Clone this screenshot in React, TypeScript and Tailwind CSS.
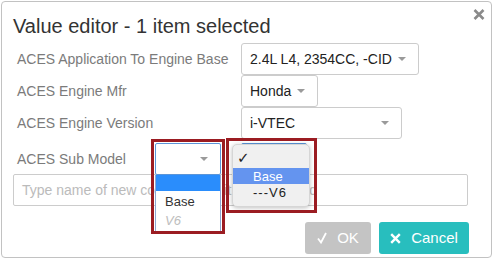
import React from 'react';

const Caret = () => (
    <span className="inline-block w-0 h-0 border-l-[4px] border-r-[4px] border-t-[4px] border-l-transparent border-r-transparent border-t-[#9a9a9a]" />
);

const Label = ({ children, width }: { children: React.ReactNode; width: string }) => (
    <div className={`${width} pl-[4px] text-[14px] leading-[16px] text-[#7b7b7b]`}>{children}</div>
);

export default function App() {
    return (
        <div className="w-[493px] h-[260px] bg-white p-[1px] font-['Liberation_Sans',Arial,sans-serif]">
            <div className="relative w-[491px] h-[257px] border border-[#c2c2c2] rounded-[4px] bg-white pl-[11px]">
                {/* close */}
                <svg className="absolute right-[6px] top-[7px]" width="12" height="11" viewBox="0 0 12 11">
                    <path d="M1.5 1 L10.5 10 M10.5 1 L1.5 10" stroke="#8a8a8a" strokeWidth="2.6" strokeLinecap="butt" />
                </svg>

                <h1 className="pt-[12px] text-[20px] leading-[24px] text-[#333]">Value editor - 1 item selected</h1>

                <div className="mt-[5px] flex flex-col">
                    <div className="flex items-center h-[32px]">
                        <Label width="w-[228px]">ACES Application To Engine Base</Label>
                        <div className="flex items-center h-[32px] border border-[#cccccc] rounded-[3px] pl-[8px] pr-[12px] text-[14px] leading-[16px] text-[#222]">
                            <span>2.4L L4, 2354CC, -CID</span>
                            <span className="ml-[6px] flex"><Caret /></span>
                        </div>
                    </div>
                    <div className="flex items-center h-[32px]">
                        <Label width="w-[228px]">ACES Engine Mfr</Label>
                        <div className="flex items-center h-[32px] border border-[#cccccc] rounded-[3px] pl-[8px] pr-[12px] text-[14px] leading-[16px] text-[#222]">
                            <span>Honda</span>
                            <span className="ml-[6px] flex"><Caret /></span>
                        </div>
                    </div>
                    <div className="flex items-center h-[32px]">
                        <Label width="w-[228px]">ACES Engine Version</Label>
                        <div className="flex items-center justify-between w-[161px] h-[32px] border border-[#cccccc] rounded-[3px] pl-[8px] pr-[12px] text-[14px] leading-[16px] text-[#222]">
                            <span>i-VTEC</span>
                            <Caret />
                        </div>
                    </div>

                    <div className="flex items-center h-[32px] mt-[4px]">
                        <Label width="w-[142px]">ACES Sub Model</Label>

                        {/* html select with its open list */}
                        <div className="relative z-10 w-[66px] h-[32px]">
                            <div className="flex items-center justify-end h-[32px] border border-[#5b95d8] rounded-[2px] pr-[12px] bg-white">
                                <Caret />
                            </div>
                            <div className="absolute left-0 top-[32px] w-[66px] h-[57px] border-x border-b border-[#8ea6d2] bg-white text-[13px] leading-[15px]">
                                <div className="h-[16px] bg-[#2a8dfc]" />
                                <div className="h-[21px] flex items-center pl-[9px] text-[#333]">Base</div>
                                <div className="h-[17px] flex items-center pl-[9px] italic text-[#bdbdbd]">V6</div>
                            </div>
                            <div className="absolute left-[-4px] top-[-4px] w-[74px] h-[95px] border-[3px] border-[#9b1c22]" />
                        </div>

                        {/* native popup */}
                        <div className="relative z-10 w-[66px] h-[32px] ml-[20px]">
                            <div className="h-[32px] border border-[#5b95d8] rounded-[2px] bg-white" />
                            <div className="absolute left-[-9px] top-[1px] w-[78px] h-[63px] rounded-[5px] bg-[#f0f0f0] border border-[#d6d6d6] shadow-[0_1px_4px_rgba(0,0,0,0.25)] pt-[3px] text-[13px] leading-[15px] text-[#222]">
                                <div className="h-[20px] flex items-center pl-[4px] text-[15px] leading-[16px] font-['DejaVu_Sans',sans-serif] font-bold">✓</div>
                                <div className="h-[16px] flex items-center pl-[20px] bg-[#6494ef] text-white">Base</div>
                                <div className="h-[16px] flex items-center pl-[20px] tracking-[1px]">---V6</div>
                            </div>
                            <div className="absolute left-[-15px] top-[-5px] w-[91px] h-[75px] border-[3px] border-[#9b1c22]" />
                        </div>
                    </div>
                </div>

                {/* new value input, sits under the open lists */}
                <div className="mt-[-1px] w-[455px] h-[32px] border border-[#cccccc] rounded-[2px] flex items-center pl-[8px] text-[14px] leading-[16px] text-[#bbbbbb] overflow-hidden whitespace-nowrap">
                    Type name of new constant and it will be added
                </div>

                <div className="mt-[16px] w-[456px] flex justify-end gap-[8px]">
                    <button className="w-[66px] h-[32px] rounded-[3px] bg-[#c4c4c4] text-white text-[15px] leading-[18px] flex items-center justify-center gap-[10px]">
                        <svg width="10" height="12" viewBox="0 0 10 12">
                            <path d="M1 6.5 L4 10.5 L9 1" stroke="white" strokeWidth="1.8" fill="none" />
                        </svg>
                        <span>OK</span>
                    </button>
                    <button className="w-[90px] h-[32px] rounded-[3px] bg-[#28bebe] text-white text-[15px] leading-[18px] flex items-center justify-center gap-[10px]">
                        <svg width="11" height="11" viewBox="0 0 11 11">
                            <path d="M1.2 1.2 L9.8 9.8 M9.8 1.2 L1.2 9.8" stroke="white" strokeWidth="2.4" />
                        </svg>
                        <span>Cancel</span>
                    </button>
                </div>
            </div>
        </div>
    );
}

============

Instructions for the task: Reproduce the material word for word, minus the images.

Exercise output:
Clone this screenshot in React, TypeScript and Tailwind CSS.
import React from 'react';

const Caret = () => (
    <span className="inline-block w-0 h-0 border-l-[4px] border-r-[4px] border-t-[4px] border-l-transparent border-r-transparent border-t-[#9a9a9a]" />
);

const Label = ({ children, width }: { children: React.ReactNode; width: string }) => (
    <div className={`${width} pl-[4px] text-[14px] leading-[16px] text-[#7b7b7b]`}>{children}</div>
);

export default function App() {
    return (
        <div className="w-[493px] h-[260px] bg-white p-[1px] font-['Liberation_Sans',Arial,sans-serif]">
            <div className="relative w-[491px] h-[257px] border border-[#c2c2c2] rounded-[4px] bg-white pl-[11px]">
                {/* close */}
                <svg className="absolute right-[6px] top-[7px]" width="12" height="11" viewBox="0 0 12 11">
                    <path d="M1.5 1 L10.5 10 M10.5 1 L1.5 10" stroke="#8a8a8a" strokeWidth="2.6" strokeLinecap="butt" />
                </svg>

                <h1 className="pt-[12px] text-[20px] leading-[24px] text-[#333]">Value editor - 1 item selected</h1>

                <div className="mt-[5px] flex flex-col">
                    <div className="flex items-center h-[32px]">
                        <Label width="w-[228px]">ACES Application To Engine Base</Label>
                        <div className="flex items-center h-[32px] border border-[#cccccc] rounded-[3px] pl-[8px] pr-[12px] text-[14px] leading-[16px] text-[#222]">
                            <span>2.4L L4, 2354CC, -CID</span>
                            <span className="ml-[6px] flex"><Caret /></span>
                        </div>
                    </div>
                    <div className="flex items-center h-[32px]">
                        <Label width="w-[228px]">ACES Engine Mfr</Label>
                        <div className="flex items-center h-[32px] border border-[#cccccc] rounded-[3px] pl-[8px] pr-[12px] text-[14px] leading-[16px] text-[#222]">
                            <span>Honda</span>
                            <span className="ml-[6px] flex"><Caret /></span>
                        </div>
                    </div>
                    <div className="flex items-center h-[32px]">
                        <Label width="w-[228px]">ACES Engine Version</Label>
                        <div className="flex items-center justify-between w-[161px] h-[32px] border border-[#cccccc] rounded-[3px] pl-[8px] pr-[12px] text-[14px] leading-[16px] text-[#222]">
                            <span>i-VTEC</span>
                            <Caret />
                        </div>
                    </div>

                    <div className="flex items-center h-[32px] mt-[4px]">
                        <Label width="w-[142px]">ACES Sub Model</Label>

                        {/* html select with its open list */}
                        <div className="relative z-10 w-[66px] h-[32px]">
                            <div className="flex items-center justify-end h-[32px] border border-[#5b95d8] rounded-[2px] pr-[12px] bg-white">
                                <Caret />
                            </div>
                            <div className="absolute left-0 top-[32px] w-[66px] h-[57px] border-x border-b border-[#8ea6d2] bg-white text-[13px] leading-[15px]">
                                <div className="h-[16px] bg-[#2a8dfc]" />
                                <div className="h-[21px] flex items-center pl-[9px] text-[#333]">Base</div>
                                <div className="h-[17px] flex items-center pl-[9px] italic text-[#bdbdbd]">V6</div>
                            </div>
                            <div className="absolute left-[-4px] top-[-4px] w-[74px] h-[95px] border-[3px] border-[#9b1c22]" />
                        </div>

                        {/* native popup */}
                        <div className="relative z-10 w-[66px] h-[32px] ml-[20px]">
                            <div className="h-[32px] border border-[#5b95d8] rounded-[2px] bg-white" />
                            <div className="absolute left-[-9px] top-[1px] w-[78px] h-[63px] rounded-[5px] bg-[#f0f0f0] border border-[#d6d6d6] shadow-[0_1px_4px_rgba(0,0,0,0.25)] pt-[3px] text-[13px] leading-[15px] text-[#222]">
                                <div className="h-[20px] flex items-center pl-[4px] text-[15px] leading-[16px] font-['DejaVu_Sans',sans-serif] font-bold">✓</div>
                                <div className="h-[16px] flex items-center pl-[20px] bg-[#6494ef] text-white">Base</div>
                                <div className="h-[16px] flex items-center pl-[20px] tracking-[1px]">---V6</div>
                            </div>
                            <div className="absolute left-[-15px] top-[-5px] w-[91px] h-[75px] border-[3px] border-[#9b1c22]" />
                        </div>
                    </div>
                </div>

                {/* new value input, sits under the open lists */}
                <div className="mt-[-1px] w-[455px] h-[32px] border border-[#cccccc] rounded-[2px] flex items-center pl-[8px] text-[14px] leading-[16px] text-[#bbbbbb] overflow-hidden whitespace-nowrap">
                    Type name of new constant and it will be added
                </div>

                <div className="mt-[16px] w-[456px] flex justify-end gap-[8px]">
                    <button className="w-[66px] h-[32px] rounded-[3px] bg-[#c4c4c4] text-white text-[15px] leading-[18px] flex items-center justify-center gap-[10px]">
                        <svg width="10" height="12" viewBox="0 0 10 12">
                            <path d="M1 6.5 L4 10.5 L9 1" stroke="white" strokeWidth="1.8" fill="none" />
                        </svg>
                        <span>OK</span>
                    </button>
                    <button className="w-[90px] h-[32px] rounded-[3px] bg-[#28bebe] text-white text-[15px] leading-[18px] flex items-center justify-center gap-[10px]">
                        <svg width="11" height="11" viewBox="0 0 11 11">
                            <path d="M1.2 1.2 L9.8 9.8 M9.8 1.2 L1.2 9.8" stroke="white" strokeWidth="2.4" />
                        </svg>
                        <span>Cancel</span>
                    </button>
                </div>
            </div>
        </div>
    );
}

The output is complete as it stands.